Donc, le grand moment arrive avec une affiche "fichtrement" belle et quiconque a vu au moins une de ses oeuvres, sait que l'homme s'y connait en esthétique, mais pas seulement évidemment. J'ai encore plusieurs de ses tableaux en tête, des années plus tard, dont le dernier, époustouflant, de "Un peu de tendresse, bordel de merde" ou celui qui avec une simple table et une toile de plastique, il nous présentait son cheminement d'avant et d'après son opération, très touchant et très touché donc. Mais, je me rappelle aussi, les paroles qu'il avait prononcées (à la Maison de culture Frontenac pour une pré-présentation d'une oeuvre qui n'a jamais vu le jour, à ma connaissance) à propos d'un créateur qu'il admirait et qui avait exercé la patience des spectateurs jusqu'à une limite ultime avant que le vrai spectacle commence.

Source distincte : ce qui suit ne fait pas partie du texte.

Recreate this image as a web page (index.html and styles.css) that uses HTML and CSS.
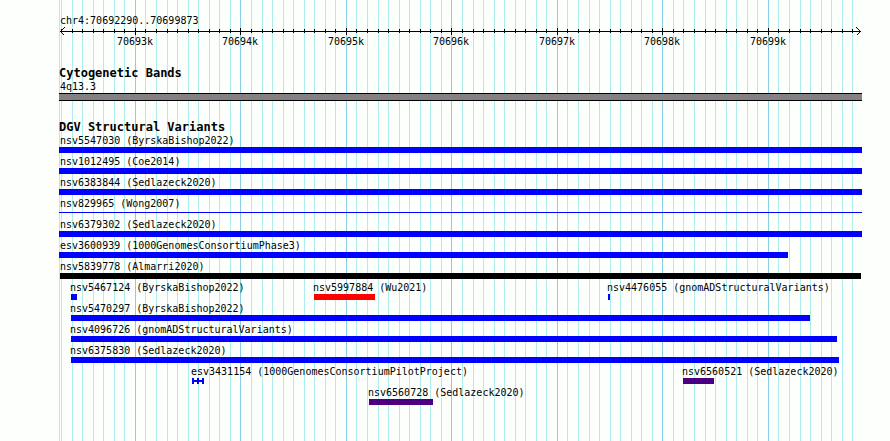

Donc quiconque, spectateurs comme diffuseurs, qui le suit comme moi, devrait savoir. Donc, abonnés de Danse-Danse ou non, se procurer un billet de Dave St-Pierre, peu importe l'affiche, amène en zone inconnue, mais aussi "explosive". De la perspective du chorégraphe et je la partage, c'est pour le meilleur pour le pire que l'on vient assister à ses créations.
J'étais donc bien assis sur mon siège pour la deuxième représentation, bien curieux. Une fois arrivé le moment de débuter la présentation, le chorégraphe se présente devant nous et se met à nous parler, d'abord sans texte préparé et ensuite à la lecture d'un texte disponible à tous mais pas très visible à l'accueil (dont je m'en suis procuré une copie). Ce que j'en retiens, c'est l'ambiguité du propos. En effet, si tu veux faire à ta tête, tu devrais "t'en foutre" des autres, mais royalement, sans avoir avoir à te justifier. Mais ce n'est pas ma perception de son discours qui a des volutes de justification. Dave St-Pierre, pour le meilleur ou pour le pire, ainsi soit-il, mais je lui conseillerai de laisser parler ses oeuvres, beaucoup plus éloquentes selon moi.
Pour cette oeuvre, il a laissé tomber son intérêt pour le quatrième mur, qu'il aimait franchir, mais le besoin de créer le sentiment d'inconfort, lui reste bien présent, mais autrement. Par l'intensité de la trame sonore ou la présence sur scène d'éléments à priori peu artistiquement pertinents (l'enfant et son chien), il cherche à nous déstabiliser, mais ses "fidèles spectateurs", nombreux dans la salle, le seront-ils ? Les quelques connaissances rencontrées après la représentation ont bien "survécu" et ce sans amertume, ni arrière goût.
Pour ma part, il réussit, pour peu que l'on se donne la peine, à nous proposer de façon grossière et intense, j'en conviens, des images fortes et intenses qui étire le moment jusqu'à le rendre intolérable pour nous. Jeanne d'Arc est un symbole fort qui est utilisé pour illustrer que nos erreurs nous les répétons sans cesse, encore et toujours "pognés dans la machine à Pepsi" et que les héros ou les symboles ont la vie dure.
Au final, une soirée mi figue, mi raisin. Parce que j'ai été tout à fait ébloui par les projections vidéo "trash" qui visaient juste et fort, mais moins par les tableaux chorégraphiques moins forts esthétiquement que j'espérais du chorégraphe. Anne Le Beau a bien investi son rôle avec l'intensité que lui connaît, mais la trame narrative se faisait trop discontinue, selon moi.
En conclusion, à Danse Danse, je retournerai et à Dave St-Pierre aussi. Et il semble que la phrase du moment soit "qui m'aime, me "Suie", pour le meilleur ou pour le pire".